Ruby has many of the same problems as Linux – some groups want to move to Rust for safety and speed but the existing maintainers often don’t know Rust at all.
Ruby has improved quite a lot. I love Ruby and used it extensively in the late 2000s. MRI was a disaster. Slow and had memory leak issues in long-running processes. Right now, it’s much faster and more stable. Night and day difference. Leaving Ruby aside, it never ceases to amaze me how good and performant the JVM is. The results in this benchmark are quite stunning.
yea, it’s a great question, and something I thought of mentioning in the article (then forgot).
I think the primary reason it’s still off by default is because of memory overhead. any JIT will usually add a not insignificant amount of memory usage on top of the runtime.
That said, YJIT is really configurable about the amount of memory it will consume. By default I think it’s 48 megs per process max? I know Github uses it but tunes it down a bit to more like 16megs. So possibly in the future it will be on, but by default set to a lower max.
Would be curious to hear from the YJIT team on their thoughts on that!
48MiB is how much executable memory it will use, but it also has to keep track of some metadata which usaly account for 2 or 3x the executable memory. So you’ll easily end up with a 150-200MB overhead with the default settings.
And yes you are right, the main blocker for enabling it by default really is extra memory usage, even though the YJIT team never formally proposed it, but from informal discussion with other Ruby committers, it’s clear that it would be the blocker.

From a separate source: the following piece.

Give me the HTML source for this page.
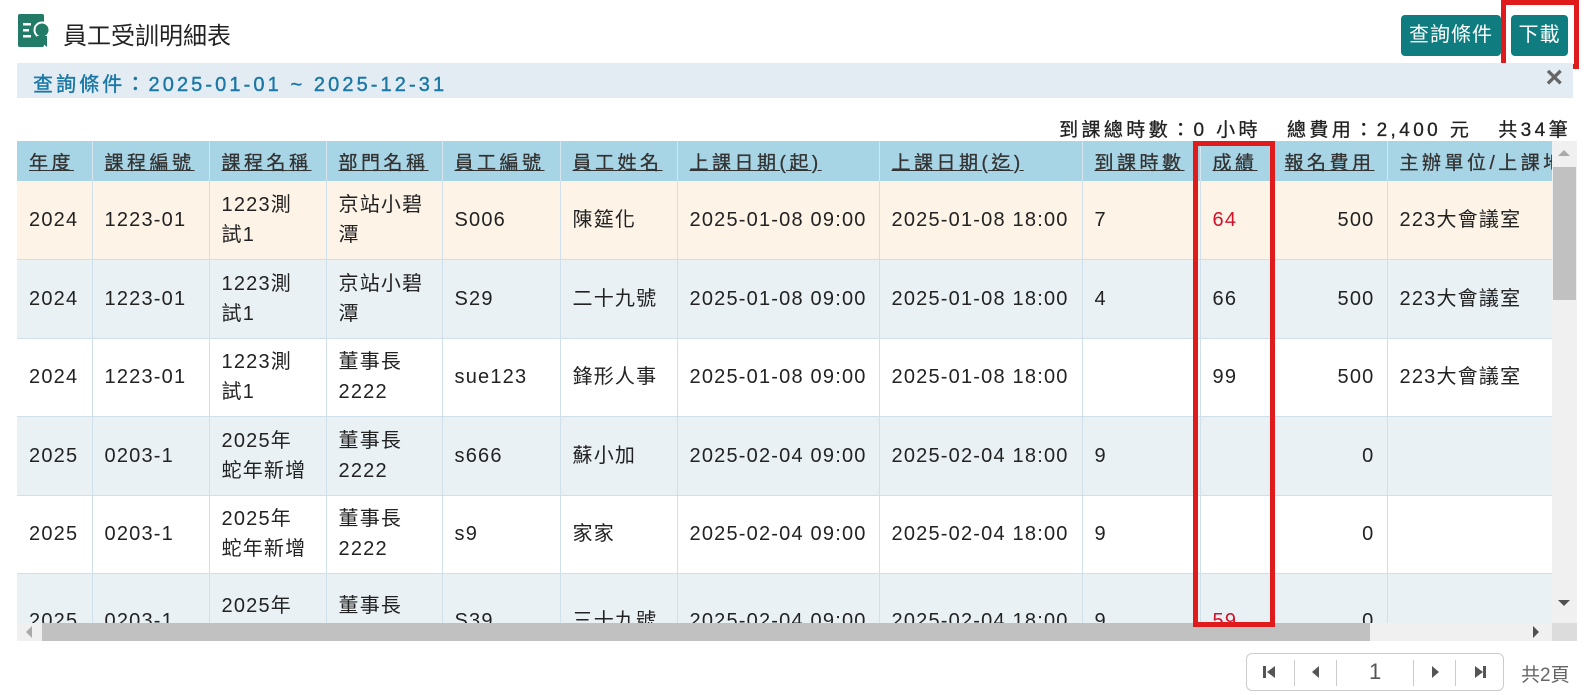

I think the main reason to not flip it on by default in 3.3+ was that it could break container / memory-constrained environments if folks upgrade blindly and don’t monitor and increase mem limits appropriately It also can increase startup time for interactive use cases, such as CLIs and such.
I dunno if that was really the right call, but it seems that more conservative approach still holds: I haven’t heard any change in the default YJIT settings for 3.3+.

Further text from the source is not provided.